Ok so the vehicle is a 2000 Nissan Pathfinder. Anyone who has owned one seems to know the brakes are a little softer than other vehicles.

So about two weeks ago the brakes started going softer and softer to the point that the brake pedal needed to go down to the floor before the brakes would start to work.

I checked the fluid myself, everything was fine, to the top. Even bled the brakes, no problems.

So I took it into my mechanics and at the end of the day (after making sure all my brake pads, rotors, drums, etc were fine) they told me that my master cylinder was probably acting up. They fired in a new one, bled the brakes, and took it for a test drive. Still had problems.

They tested the ABS sensor and it was bad. So they went and threw a new one in there. Took it for a test drive, still had brake problems.

What is happening is the brake is going right to the floor and then you have to let it off and press the brake again. The second time the brakes work like they should.

So they tried bleed the brakes again. Didn't help. They fired off a phone call to Nissan themselves. They said to try bleeding the brakes a different way. So they did. Still no help.

They checked all the flex lines on the brakes to make sure the lines were bulging anywhere. They were fine.

Checked all the brake cylinders. They were fine. Tried to tighten all the brakes. They were good.

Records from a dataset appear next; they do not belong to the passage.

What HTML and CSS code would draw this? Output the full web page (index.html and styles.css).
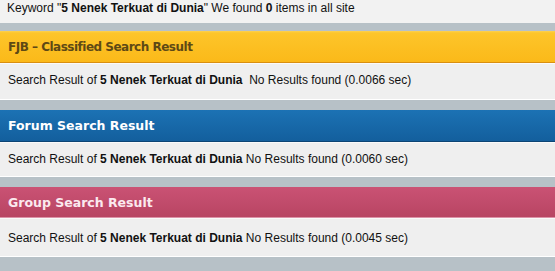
FILE: index.html
```html
<!DOCTYPE html>
<html>
<head>
<meta charset="utf-8">
<link rel="stylesheet" href="styles.css">
</head>
<body>
<div class="page">
  <div class="keyword">Keyword "<b>5 Nenek Terkuat di Dunia</b>" We found <b>0</b> items in all site</div>

  <section class="block">
    <div class="head head-fjb">FJB – Classified Search Result</div>
    <div class="body">Search Result of <b>5 Nenek Terkuat di Dunia</b>&nbsp; No Results found (0.0066 sec)</div>
  </section>

  <section class="block">
    <div class="head head-forum">Forum Search Result</div>
    <div class="body">Search Result of <b>5 Nenek Terkuat di Dunia</b> No Results found (0.0060 sec)</div>
  </section>

  <section class="block">
    <div class="head head-group">Group Search Result</div>
    <div class="body body-last">Search Result of <b>5 Nenek Terkuat di Dunia</b> No Results found (0.0045 sec)</div>
  </section>
</div>
</body>
</html>
```

FILE: styles.css
```css
html, body {
  margin: 0;
  padding: 0;
}
body {
  background: #b7c1c7;
  font-family: "Liberation Sans", Arial, sans-serif;
  font-size: 12px;
  color: #111;
}
.page {
  display: flex;
  flex-direction: column;
  height: 271px;
}
.keyword {
  height: 23px;
  line-height: 17px;
  padding-left: 7px;
  background: #f2f2f2;
}
.block {
  margin-top: 8px;
  display: flex;
  flex-direction: column;
}
.block + .block { margin-top: 10px; }
.head {
  line-height: 32px;
  padding-left: 8px;
  font-family: "DejaVu Sans", Verdana, sans-serif;
  font-weight: bold;
  font-size: 12.5px;
  box-sizing: border-box;
}
.head-fjb {
  height: 32px;
  line-height: 33px;
  font-size: 12px;
  letter-spacing: -0.5px;
  background: linear-gradient(#fdd250 0, #fdc52a 2px, #fbb919 100%);
  border-bottom: 1px solid #d98f10;
  color: #5e4915;
}
.head-forum {
  height: 32px;
  background: linear-gradient(#1c72b4, #135f9d);
  border-bottom: 1px solid #0c4474;
  color: #ffffff;
}
.head-group {
  height: 31px;
  line-height: 31px;
  background: linear-gradient(#ca5274, #b84563);
  border-bottom: 1px solid #dc93a8;
  color: #fbe9ef;
}
.body {
  height: 37px;
  line-height: 33px;
  padding-left: 8px;
  background: #efefef;
  border-top: 1px solid #fafafa;
  border-bottom: 1px solid #ffffff;
  box-sizing: border-box;
}
.head-forum + .body { height: 35px; line-height: 32px; }
.body-last { height: 39px; line-height: 38px; }
```
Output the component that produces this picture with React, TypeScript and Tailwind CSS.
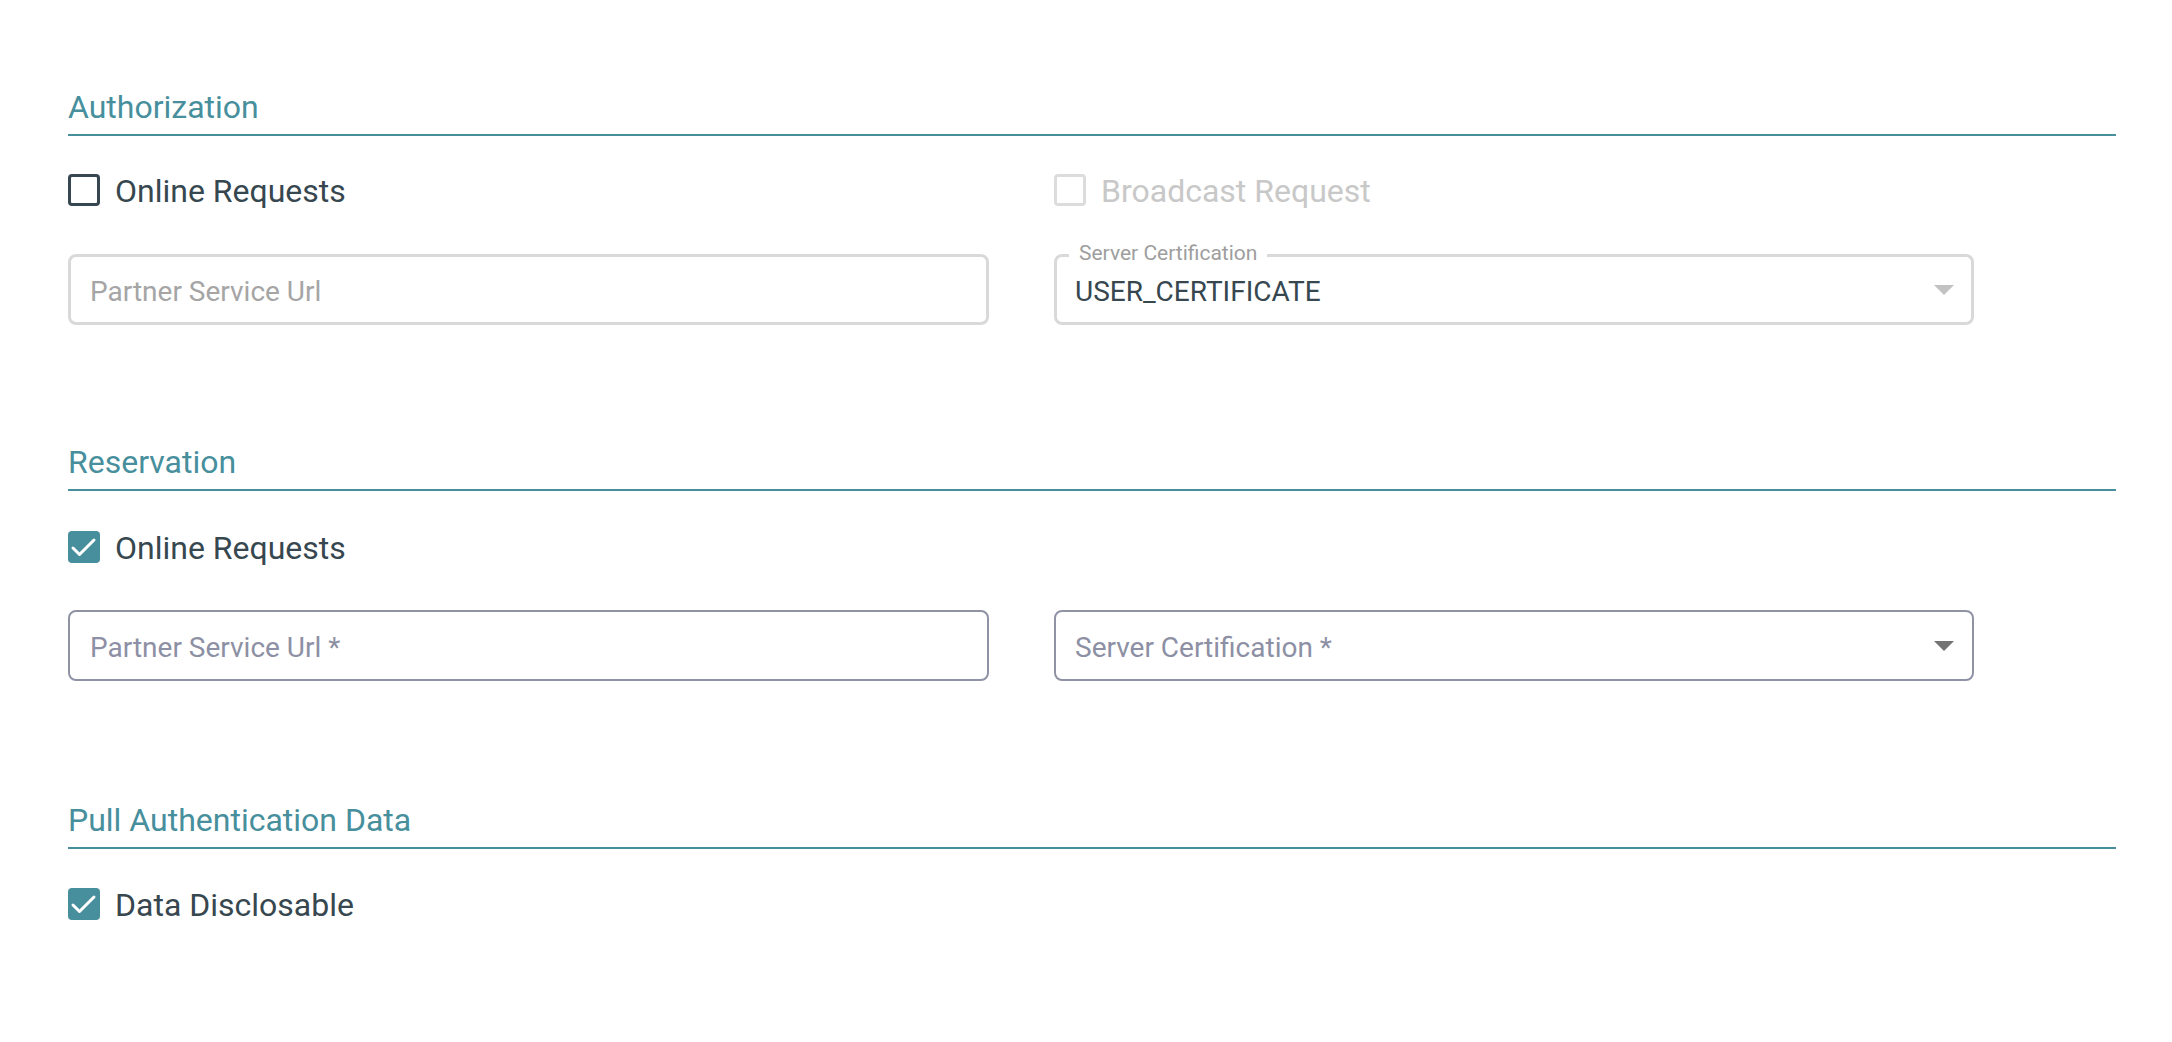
import React from "react";

function CheckIcon() {
  return (
    <svg width="32" height="32" viewBox="0 0 32 32" fill="none">
      <polyline points="5,17 11.5,23.5 26,9" stroke="#ffffff" strokeWidth="3" strokeLinecap="round" strokeLinejoin="round" />
    </svg>
  );
}

function Checkbox({ checked, disabled, label }: { checked?: boolean; disabled?: boolean; label: string }) {
  return (
    <div className="flex items-center h-[40px] gap-[15px]">
      {checked ? (
        <div className="w-[32px] h-[32px] rounded-[4px] bg-[#478f9c] flex items-center justify-center">
          <CheckIcon />
        </div>
      ) : disabled ? (
        <div className="w-[32px] h-[32px] rounded-[4px] border-[3px] border-[#dcdcdc]" />
      ) : (
        <div className="w-[32px] h-[32px] rounded-[4px] border-[3px] border-[#37474f]" />
      )}
      <span className={disabled ? "text-[32px] leading-[40px] pt-[2px] text-[#c8c8c8]" : "text-[32px] leading-[40px] pt-[2px] text-[#37474f]"}>
        {label}
      </span>
    </div>
  );
}

function Arrow({ color }: { color: string }) {
  return (
    <svg width="20" height="10" viewBox="0 0 20 10" className="shrink-0">
      <polygon points="0,0 20,0 10,10" fill={color} />
    </svg>
  );
}

function TextField({ placeholder, disabled }: { placeholder: string; disabled?: boolean }) {
  return (
    <div
      className={
        disabled
          ? "h-[71px] rounded-[8px] border-[3px] border-[#d9d9d9] flex items-center pl-[19px] pr-[19px]"
          : "h-[71px] rounded-[8px] border-2 border-[#9093a5] flex items-center pl-[20px] pr-[20px]"
      }
    >
      <span className={disabled ? "text-[28px] leading-[32px] pt-[4px] text-[#a5a5a5]" : "text-[28px] leading-[32px] pt-[4px] text-[#8d90a4]"}>
        {placeholder}
      </span>
    </div>
  );
}

function SelectFilled({ label, value }: { label: string; value: string }) {
  return (
    <div className="relative h-[71px] rounded-[8px] border-[3px] border-[#d9d9d9] flex items-center pl-[18px] pr-[17px]">
      <span className="absolute left-[12px] top-[-16px] px-[10px] bg-white text-[21px] leading-[24px] text-[#9e9e9e]">
        {label}
      </span>
      <span className="flex-1 text-[28px] leading-[32px] pt-[4px] text-[#37474f]">{value}</span>
      <Arrow color="#c2c2c2" />
    </div>
  );
}

function SelectEmpty({ placeholder }: { placeholder: string }) {
  return (
    <div className="h-[71px] rounded-[8px] border-2 border-[#9093a5] flex items-center pl-[19px] pr-[18px]">
      <span className="flex-1 text-[28px] leading-[32px] pt-[4px] text-[#8d90a4]">{placeholder}</span>
      <Arrow color="#737373" />
    </div>
  );
}

function Heading({ title }: { title: string }) {
  return (
    <div className="border-b-2 border-[#478f9c] pb-[7px]">
      <h2 className="text-[32px] leading-[40px] font-normal text-[#478f9c]">{title}</h2>
    </div>
  );
}

export default function App() {
  return (
    <div
      className="h-[1042px] overflow-hidden w-full bg-white pl-[68px] pr-[56px] pt-[87px]"
      style={{ fontFamily: "Roboto, 'Noto Sans', 'Liberation Sans', sans-serif" }}
    >
      {/* Authorization */}
      <section>
        <Heading title="Authorization" />
        <div className="grid grid-cols-[921px_920px] gap-x-[65px] mt-[34px]">
          <Checkbox label="Online Requests" />
          <Checkbox label="Broadcast Request" disabled />
        </div>
        <div className="grid grid-cols-[921px_920px] gap-x-[65px] mt-[44px]">
          <TextField placeholder="Partner Service Url" disabled />
          <SelectFilled label="Server Certification" value="USER_CERTIFICATE" />
        </div>
      </section>

      {/* Reservation */}
      <section className="mt-[117px]">
        <Heading title="Reservation" />
        <div className="grid grid-cols-[921px_920px] gap-x-[65px] mt-[36px]">
          <Checkbox label="Online Requests" checked />
        </div>
        <div className="grid grid-cols-[921px_920px] gap-x-[65px] mt-[43px]">
          <TextField placeholder="Partner Service Url *" />
          <SelectEmpty placeholder="Server Certification *" />
        </div>
      </section>

      {/* Pull Authentication Data */}
      <section className="mt-[119px]">
        <Heading title="Pull Authentication Data" />
        <div className="mt-[35px]">
          <Checkbox label="Data Disclosable" checked />
        </div>
      </section>
    </div>
  );
}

They are literally stumped. The only thing he hasn't played with is what appears to be a "load sensing proportioning valve" or "load sensing valve". Now the mechanic isn't really sure exactly how this thing operates. He tried search online but couldn't really figure out how it mechanically works on a Nissan. And it's an enclosed unit so he can't really open it up to find out. It has two brake lines going in and one coming out.
 
Maybe loose front wheel bearings pushing pads way back. Have seen wheel cylinders suck air in through the seals. Stuck caliper guide pins can give a low pedal. Pressure bleeding and properly bleeding the abs with a scan tool can make a big difference. I doubt it is the height valve as it really only limits pressure.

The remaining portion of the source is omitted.